Tidak hanya di situ, asas-asas berbahasa asing sebenarnya sudah digunakan oleh Eddy sejak awal menyampaikan keterangannya sebagai ahli dalam sidang di MK tersebut. Pada poin kedua keterangan yang disampaikan, Eddy telah menggunakan asas primo executienda est verbis vis, ne sermonis vitio obstruatur oratio, sive lex sine argumentis yang berarti perkataan adalah hal pertama yang diperiksa untuk mencegah adanya kesalahan pengertian atau kekeliruan dalam menemukan hukum.

 

Penulis buku Sengketa Madzhab Hukum, Muji Kartika Rahayu memiliki analisis sendiri terkait perbedaan pandangan maupun aliran sebagaimana yang tersajikan di panggung MK. Menurut perempuan yang kerap disapa Kanti ini, sepanjang pengamatannya terhadap para pihak yang kerap bersengketa di MK, tidak ada yang benar-benar merupakan penganut aliran hukum tertentu. 

 

Hal ini disebabkan oleh nalar instrumental yang digunakan oleh para pihak sehingga dalam proses sengekta hasil Pemilu atau pun pengujian Undang-Undang terhadap UUD pun dalil yang dibangun akan berhubungan erat dengan tujuan yang ingin dicapai oleh masing-masing pihak. Artinya, penggunaan paradigma, pendekatan, ataupun teori yang menjadi dasar para pihak dalam mengkonstruksi permohonan atau jawaban akan berlandaskan tujuan.

 

“Jika memenangkan sidang hakimnya harus formalis maka saya akan menggunakan pendekatan demikian,” ujar Kanti mengilustrasikan penggunaan pendekatan dalam menafsir UU.

 

Tidak ada yang salah dari hal ini.
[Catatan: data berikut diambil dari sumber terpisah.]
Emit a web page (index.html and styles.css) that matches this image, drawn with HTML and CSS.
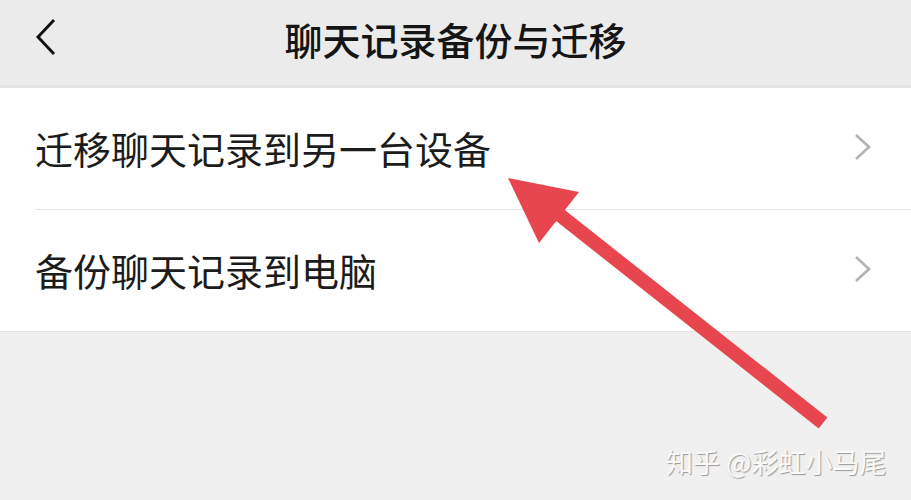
FILE: index.html
```html
<!DOCTYPE html>
<html lang="zh-CN">

<head>
    <meta charset="UTF-8" />
    <meta name="viewport" content="width=device-width, initial-scale=1.0" />
    <title>聊天记录备份与迁移</title>
    <link rel="stylesheet" href="styles.css">
</head>

<body>
    <div class="header">
        <svg class="back" width="24" height="40" viewBox="0 0 24 40">
            <polyline points="18,2 2,19 18,36" fill="none" stroke="#111" stroke-width="3" />
        </svg>
        <h1 class="title">聊天记录备份与迁移</h1>
    </div>

    <div class="list">
        <div class="row">
            <span class="label">迁移聊天记录到另一台设备</span>
            <svg class="more" width="20" height="30" viewBox="0 0 20 30">
                <polyline points="3,2 16,14 3,26" fill="none" stroke="#b4b4b4" stroke-width="2.6" />
            </svg>
        </div>
        <div class="row">
            <span class="label">备份聊天记录到电脑</span>
            <svg class="more" width="20" height="30" viewBox="0 0 20 30">
                <polyline points="3,2 16,14 3,26" fill="none" stroke="#b4b4b4" stroke-width="2.6" />
            </svg>
        </div>
    </div>

    <svg class="arrow" width="911" height="500" viewBox="0 0 911 500">
        <line x1="823" y1="423" x2="556" y2="212" stroke="#e8464e" stroke-width="14" />
        <polygon points="508,178 579,192 539,243" fill="#e8464e" />
    </svg>

    <div class="mark">知乎 @彩虹小马尾</div>
</body>

</html>
```

FILE: styles.css
```css
body {
    margin: 0;
    width: 911px;
    height: 500px;
    overflow: hidden;
    background-color: #f0f0f0;
    font-family: "Noto Sans CJK SC", "Noto Sans", sans-serif;
    color: #1a1a1a;
}

.header {
    height: 85px;
    background-color: #ebebeb;
    border-bottom: 3px solid #e3e3e3;
    display: flex;
    align-items: center;
    justify-content: center;
}

.back {
    position: absolute;
    left: 36px;
    top: 18px;
}

.title {
    margin: 0 0 9px 0;
    font-size: 38px;
    font-weight: 500;
    color: #151515;
}

.list {
    background-color: #fff;
    padding-left: 35px;
    border-bottom: 1px solid #e2e2e2;
}

.row {
    height: 121px;
    display: flex;
    align-items: center;
    justify-content: space-between;
    padding-right: 38px;
}

.row + .row {
    border-top: 1px solid #e4e4e4;
}

.label {
    font-size: 38px;
    line-height: 1;
    margin-top: -2px;
    color: #1c1c1c;
}

.more {
    margin-top: -2px;
}

.arrow {
    position: absolute;
    left: 0;
    top: 0;
}

.mark {
    position: absolute;
    left: 666px;
    top: 442px;
    font-size: 27px;
    color: #fafafa;
    text-shadow: 1px 1px 1px #9a9a9a;
}
```
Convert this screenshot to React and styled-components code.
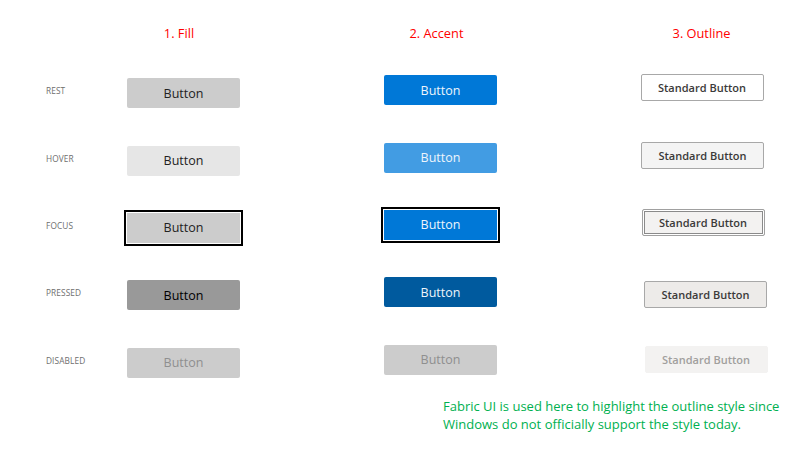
import styled, { createGlobalStyle, css } from "styled-components";

const GlobalStyle = createGlobalStyle`
    html, body {
        margin: 0;
        padding: 0;
        background: #ffffff;
    }
`;

const ROW = 67.4;

const Page = styled.div`
    width: 800px;
    height: 450px;
    overflow: hidden;
    background: #ffffff;
    display: flex;
    flex-direction: column;
`;

const Grid = styled.div`
    display: grid;
    grid-template-columns: 120px 127px 387px 138px;
    grid-template-rows: 41px repeat(5, ${ROW}px);
    padding-top: 16px;
`;

const Cell = styled.div`
    display: flex;
    align-items: center;
    justify-content: center;
    ${p => p.$dy > 0 && `padding-top: ${2 * p.$dy}px;`}
    ${p => p.$dy < 0 && `padding-bottom: ${-2 * p.$dy}px;`}
    ${p => p.$dx > 0 && `padding-left: ${2 * p.$dx}px;`}
    ${p => p.$dx < 0 && `padding-right: ${-2 * p.$dx}px;`}
`;

const Heading = styled(Cell)`
    padding-bottom: 8px;
    font-family: "Open Sans", "Liberation Sans", sans-serif;
    font-size: 12.8px;
    color: #ff0000;
    ${p => p.$dx < 0 && `padding-right: ${-2 * p.$dx}px;`}
`;

const StateLabel = styled.div`
    display: flex;
    align-items: center;
    padding-left: 46px;
    font-family: "Open Sans", "Liberation Sans", sans-serif;
    font-size: 8.3px;
    color: #6e6e6e;
    letter-spacing: 0.1px;
`;

const fillStates = {
    rest: css`background: #cccccc; color: #222222;`,
    hover: css`background: #e6e6e6; color: #222222;`,
    focus: css`
        background: #cccccc;
        color: #222222;
        box-shadow: 0 0 0 1px #ffffff, 0 0 0 3px #000000;
        border-radius: 0;
    `,
    pressed: css`background: #999999; color: #000000;`,
    disabled: css`background: #cccccc; color: #8f8f8f;`,
};

const accentStates = {
    rest: css`background: #0078d7; color: #eef5fc;`,
    hover: css`background: #429ce3; color: #eef5fc;`,
    focus: css`
        background: #0078d7;
        color: #eef5fc;
        box-shadow: 0 0 0 1px #ffffff, 0 0 0 3px #000000;
        border-radius: 0;
    `,
    pressed: css`background: #005a9e; color: #eef5fc;`,
    disabled: css`background: #cccccc; color: #8f8f8f;`,
};

const outlineStates = {
    rest: css`background: #ffffff; border-color: #a8a8a8;`,
    hover: css`background: #f4f4f4; border-color: #a8a8a8;`,
    focus: css`
        background: #f3f2f1;
        border-color: #a0a0a0;
        box-shadow: inset 0 0 0 1px #ffffff, inset 0 0 0 2px #8a8a8a;
    `,
    pressed: css`background: #edebe9; border-color: #a8a8a8;`,
    disabled: css`background: #f3f2f1; border-color: #f3f2f1; color: #a19f9d;`,
};

const Button = styled.div`
    box-sizing: border-box;
    display: flex;
    align-items: center;
    justify-content: center;
    width: 113px;
    height: 30px;
    border-radius: 2px;
    font-family: "Open Sans", "Liberation Sans", sans-serif;
    font-size: 12.5px;
    ${p => p.$variant === "fill" && fillStates[p.$state]}
    ${p => p.$variant === "accent" && accentStates[p.$state]}
`;

const OutlineButton = styled.div`
    box-sizing: border-box;
    display: flex;
    align-items: center;
    justify-content: center;
    width: 123px;
    height: 27px;
    border: 1px solid #a8a8a8;
    border-radius: 2px;
    font-family: "Open Sans", "Liberation Sans", sans-serif;
    font-size: 11px;
    font-weight: 600;
    color: #3b3a39;
    ${p => outlineStates[p.$state]}
`;

const Note = styled.div`
    padding: 3px 0 0 443px;
    font-family: "Open Sans", "Liberation Sans", sans-serif;
    font-size: 13px;
    line-height: 18px;
    letter-spacing: 0;
    color: #00b050;
`;

const states = [
    {key: "rest", label: "REST"},
    {key: "hover", label: "HOVER"},
    {key: "focus", label: "FOCUS"},
    {key: "pressed", label: "PRESSED"},
    {key: "disabled", label: "DISABLED"},
];

const outlineOffsets = {
    rest: {dx: -1, dy: -3},
    hover: {dx: -0.5, dy: -3},
    focus: {dx: 0, dy: -2.5},
    pressed: {dx: 2.5, dy: 2},
    disabled: {dx: 3, dy: -1},
};

export default function App() {
    return (
        <>
            <GlobalStyle/>
            <Page>
                <Grid>
                    <div/>
                    <Heading $dx={-4.5}>1. Fill</Heading>
                    <Heading $dx={-4}>2. Accent</Heading>
                    <Heading $dx={-1.5}>3. Outline</Heading>
                    {states.map(s => (
                        <>
                            <StateLabel key={s.key + "-label"}>{s.label}</StateLabel>
                            <Cell key={s.key + "-fill"} $dy={2.5}>
                                <Button $variant="fill" $state={s.key}>Button</Button>
                            </Cell>
                            <Cell key={s.key + "-accent"} $dy={-0.5}>
                                <Button $variant="accent" $state={s.key}>Button</Button>
                            </Cell>
                            <Cell key={s.key + "-outline"} $dx={outlineOffsets[s.key].dx}
                                  $dy={outlineOffsets[s.key].dy}>
                                <OutlineButton $state={s.key}>Standard Button</OutlineButton>
                            </Cell>
                        </>
                    ))}
                </Grid>
                <Note>
                    Fabric UI is used here to highlight the outline style since<br/>
                    Windows do not officially support the style today.
                </Note>
            </Page>
        </>
    );
}
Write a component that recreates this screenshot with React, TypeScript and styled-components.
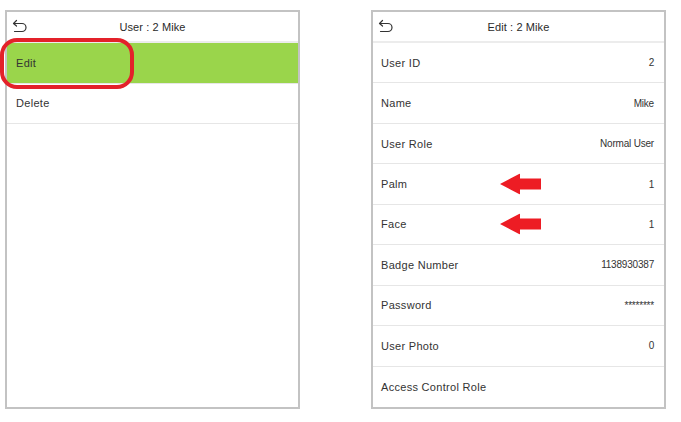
import React from 'react'
import styled, { createGlobalStyle } from 'styled-components'

const GlobalStyle = createGlobalStyle`
  html, body {
    margin: 0;
    padding: 0;
    background: #ffffff;
  }
  body {
    font-family: "Liberation Sans", Arial, sans-serif;
  }
`

interface Field {
  label: string
  value?: string
  marked?: boolean
}

const fields: Field[] = [
  { label: 'User ID', value: '2' },
  { label: 'Name', value: 'Mike' },
  { label: 'User Role', value: 'Normal User' },
  { label: 'Palm', value: '1', marked: true },
  { label: 'Face', value: '1', marked: true },
  { label: 'Badge Number', value: '1138930387' },
  { label: 'Password', value: '********' },
  { label: 'User Photo', value: '0' },
  { label: 'Access Control Role' },
]

const BackIcon = () => (
  <svg width="15" height="14" viewBox="0 0 15 14" fill="none">
    <path
      d="M2 4.5 H10 A4 4 0 0 1 10 12.5 H2.5"
      stroke="#333"
      strokeWidth="1.2"
      strokeLinecap="round"
    />
    <path d="M4.5 1.5 L1.5 4.5 L4.5 7" stroke="#333" strokeWidth="1.2" strokeLinecap="round" strokeLinejoin="round" />
  </svg>
)

const RedArrow = () => (
  <svg width="41" height="21" viewBox="0 0 41 21">
    <polygon points="0,10.5 20,0 20,5 41,5 41,16 20,16 20,21" fill="#ed1c24" />
  </svg>
)

const Header = ({ title }: { title: string }) => (
  <HeaderBar>
    <BackSlot>
      <BackIcon />
    </BackSlot>
    <Title>{title}</Title>
  </HeaderBar>
)

export default function App() {
  return (
    <>
      <GlobalStyle />
      <Page>
        <Panel>
          <Header title="User : 2 Mike" />
          <MenuRow active>Edit</MenuRow>
          <MenuRow>Delete</MenuRow>
          <Highlight />
        </Panel>

        <EditPanel>
          <Header title="Edit : 2 Mike" />
          {fields.map((f) => (
            <FieldRow key={f.label}>
              <span>{f.label}</span>
              {f.marked && (
                <ArrowMark>
                  <RedArrow />
                </ArrowMark>
              )}
              <FieldValue>{f.value}</FieldValue>
            </FieldRow>
          ))}
        </EditPanel>
      </Page>
    </>
  )
}

const Page = styled.div`
  display: flex;
  gap: 71px;
  padding: 10px 0 0 5px;
  width: 681px;
  height: 422px;
  box-sizing: border-box;
`

const Panel = styled.div`
  position: relative;
  width: 295px;
  height: 399px;
  box-sizing: border-box;
  border: 2px solid #c3c3c3;
  display: flex;
  flex-direction: column;
  background: #fff;
`

const EditPanel = styled(Panel)`
  display: grid;
  grid-template-rows: 31px repeat(9, 1fr);
`

const HeaderBar = styled.div`
  position: relative;
  height: 31px;
  flex: none;
  display: flex;
  align-items: center;
  justify-content: center;
  border-bottom: 2px solid #ececec;
  box-sizing: border-box;
`

const BackSlot = styled.div`
  position: absolute;
  left: 5px;
  top: 7px;
  display: flex;
`

const Title = styled.span`
  font-size: 11px;
  color: #2a2a2a;
  letter-spacing: 0.1px;
`

const MenuRow = styled.div<{ active?: boolean }>`
  height: 40.6px;
  flex: none;
  box-sizing: border-box;
  display: flex;
  align-items: center;
  padding-left: 9px;
  font-size: 11px;
  letter-spacing: 0.3px;
  color: #333;
  background: ${(p) => (p.active ? '#9ad54b' : '#fff')};
  border-bottom: 1px solid #e6e6e6;
`

const Highlight = styled.div`
  position: absolute;
  left: -7px;
  top: 26px;
  width: 134px;
  height: 51px;
  box-sizing: border-box;
  border: 4px solid #e3212a;
  border-radius: 17px;
  pointer-events: none;
`

const FieldRow = styled.div`
  position: relative;
  display: flex;
  align-items: center;
  justify-content: space-between;
  padding: 0 10px 0 8px;
  font-size: 11px;
  letter-spacing: 0.3px;
  color: #333;
  border-bottom: 1px solid #e6e6e6;
  &:last-child {
    border-bottom: none;
  }
`

const FieldValue = styled.span`
  font-size: 10px;
  letter-spacing: -0.2px;
  color: #333;
`

const ArrowMark = styled.div`
  position: absolute;
  left: 127px;
  top: 50%;
  transform: translateY(-50%);
  display: flex;
`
Sejak jauh hari, para ilmuan hukum sendiri telah banyak bergelut di ranah perbedaan aliran penafsiran seperti ini. Kanti melihat, baik pendekatan formalis maupun realis yang digunakan oleh para pihak di sidang MK keduanya sama-sama merupakan alat untuk mewujudkan tujuan dari para pihak tersebut.

 

Di sisi yang berbeda, ada aliran yang secara konsisten memandang hukum sebagai alat untuk menegakkan hukum itu sendiri. Oleh karena itu, ia memandang bahwa kelompok pemikiran yang selama ini muncul dalam proses dan upaya menafsirkan UU di MK hanya sebatas penamaan terhadap fakta-fakta tentang dasar teori yang digunakan di persidangan MK (naming of reality).